The exercise ▸ In the records below, begin at the line that has "Clone this screenshot" and stop after the line that has "import React from 'react';"; quote those lines verbatim and nothing more.

Given data ▸

****************************************

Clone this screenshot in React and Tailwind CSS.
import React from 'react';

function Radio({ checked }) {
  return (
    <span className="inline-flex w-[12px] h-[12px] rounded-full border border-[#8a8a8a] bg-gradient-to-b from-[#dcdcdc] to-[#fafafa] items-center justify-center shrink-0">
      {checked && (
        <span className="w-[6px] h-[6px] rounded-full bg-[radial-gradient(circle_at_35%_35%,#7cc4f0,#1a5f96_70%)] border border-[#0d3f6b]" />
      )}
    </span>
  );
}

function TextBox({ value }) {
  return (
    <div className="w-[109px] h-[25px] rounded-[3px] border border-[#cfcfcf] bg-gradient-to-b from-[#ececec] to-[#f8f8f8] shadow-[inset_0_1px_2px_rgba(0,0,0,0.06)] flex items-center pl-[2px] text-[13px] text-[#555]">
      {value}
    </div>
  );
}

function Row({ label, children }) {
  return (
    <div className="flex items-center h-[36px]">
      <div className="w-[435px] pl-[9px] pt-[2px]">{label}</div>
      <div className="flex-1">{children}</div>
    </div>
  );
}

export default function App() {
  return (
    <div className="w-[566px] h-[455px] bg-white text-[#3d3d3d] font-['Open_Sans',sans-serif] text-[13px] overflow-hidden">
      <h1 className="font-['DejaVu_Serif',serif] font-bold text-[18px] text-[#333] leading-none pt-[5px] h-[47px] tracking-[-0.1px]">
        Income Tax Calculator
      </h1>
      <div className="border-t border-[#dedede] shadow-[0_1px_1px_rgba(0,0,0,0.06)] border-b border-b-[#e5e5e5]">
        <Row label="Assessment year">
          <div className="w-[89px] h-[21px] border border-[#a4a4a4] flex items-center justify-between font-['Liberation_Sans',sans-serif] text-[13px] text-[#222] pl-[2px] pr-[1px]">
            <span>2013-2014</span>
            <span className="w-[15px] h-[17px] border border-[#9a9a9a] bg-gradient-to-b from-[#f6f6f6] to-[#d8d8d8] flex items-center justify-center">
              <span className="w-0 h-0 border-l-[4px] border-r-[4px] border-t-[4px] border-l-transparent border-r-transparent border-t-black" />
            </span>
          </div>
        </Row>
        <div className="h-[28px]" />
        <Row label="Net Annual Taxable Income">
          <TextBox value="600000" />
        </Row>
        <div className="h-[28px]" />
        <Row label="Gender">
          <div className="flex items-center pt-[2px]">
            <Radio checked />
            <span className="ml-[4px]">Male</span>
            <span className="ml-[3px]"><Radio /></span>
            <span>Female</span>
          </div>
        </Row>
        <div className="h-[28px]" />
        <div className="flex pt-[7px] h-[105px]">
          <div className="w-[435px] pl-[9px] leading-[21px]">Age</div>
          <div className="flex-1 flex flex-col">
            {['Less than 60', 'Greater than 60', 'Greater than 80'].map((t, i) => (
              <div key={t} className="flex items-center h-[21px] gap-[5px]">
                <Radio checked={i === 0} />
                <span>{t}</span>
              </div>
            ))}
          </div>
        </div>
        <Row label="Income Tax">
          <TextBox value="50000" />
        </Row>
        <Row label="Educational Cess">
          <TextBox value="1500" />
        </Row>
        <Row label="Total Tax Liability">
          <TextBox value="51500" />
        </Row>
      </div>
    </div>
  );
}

****************************************

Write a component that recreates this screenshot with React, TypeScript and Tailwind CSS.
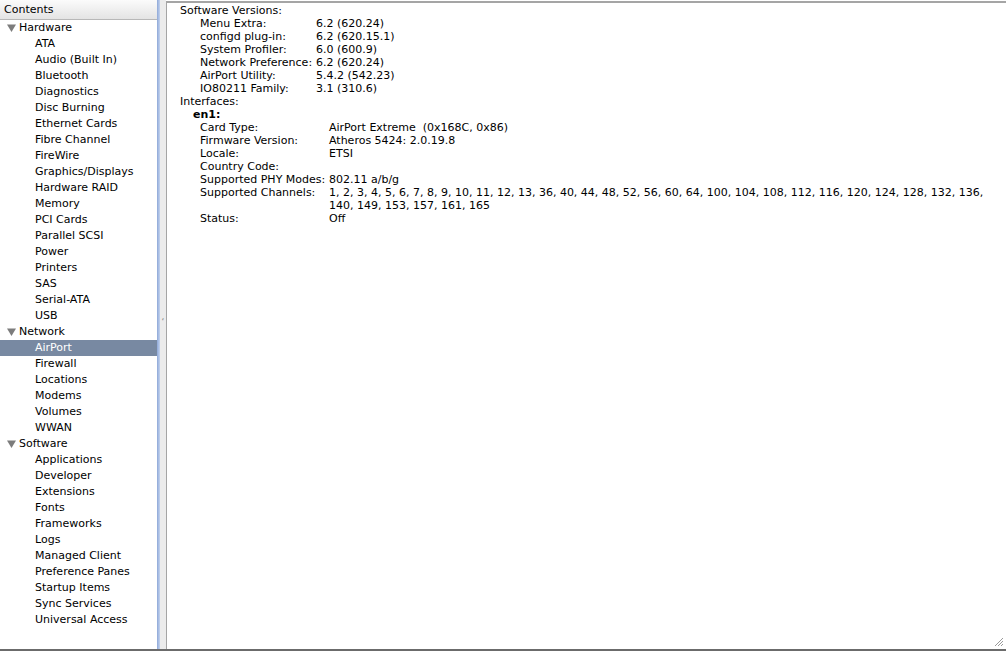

****************************************

Solved problem ▸
Clone this screenshot in React and Tailwind CSS.
import React from 'react';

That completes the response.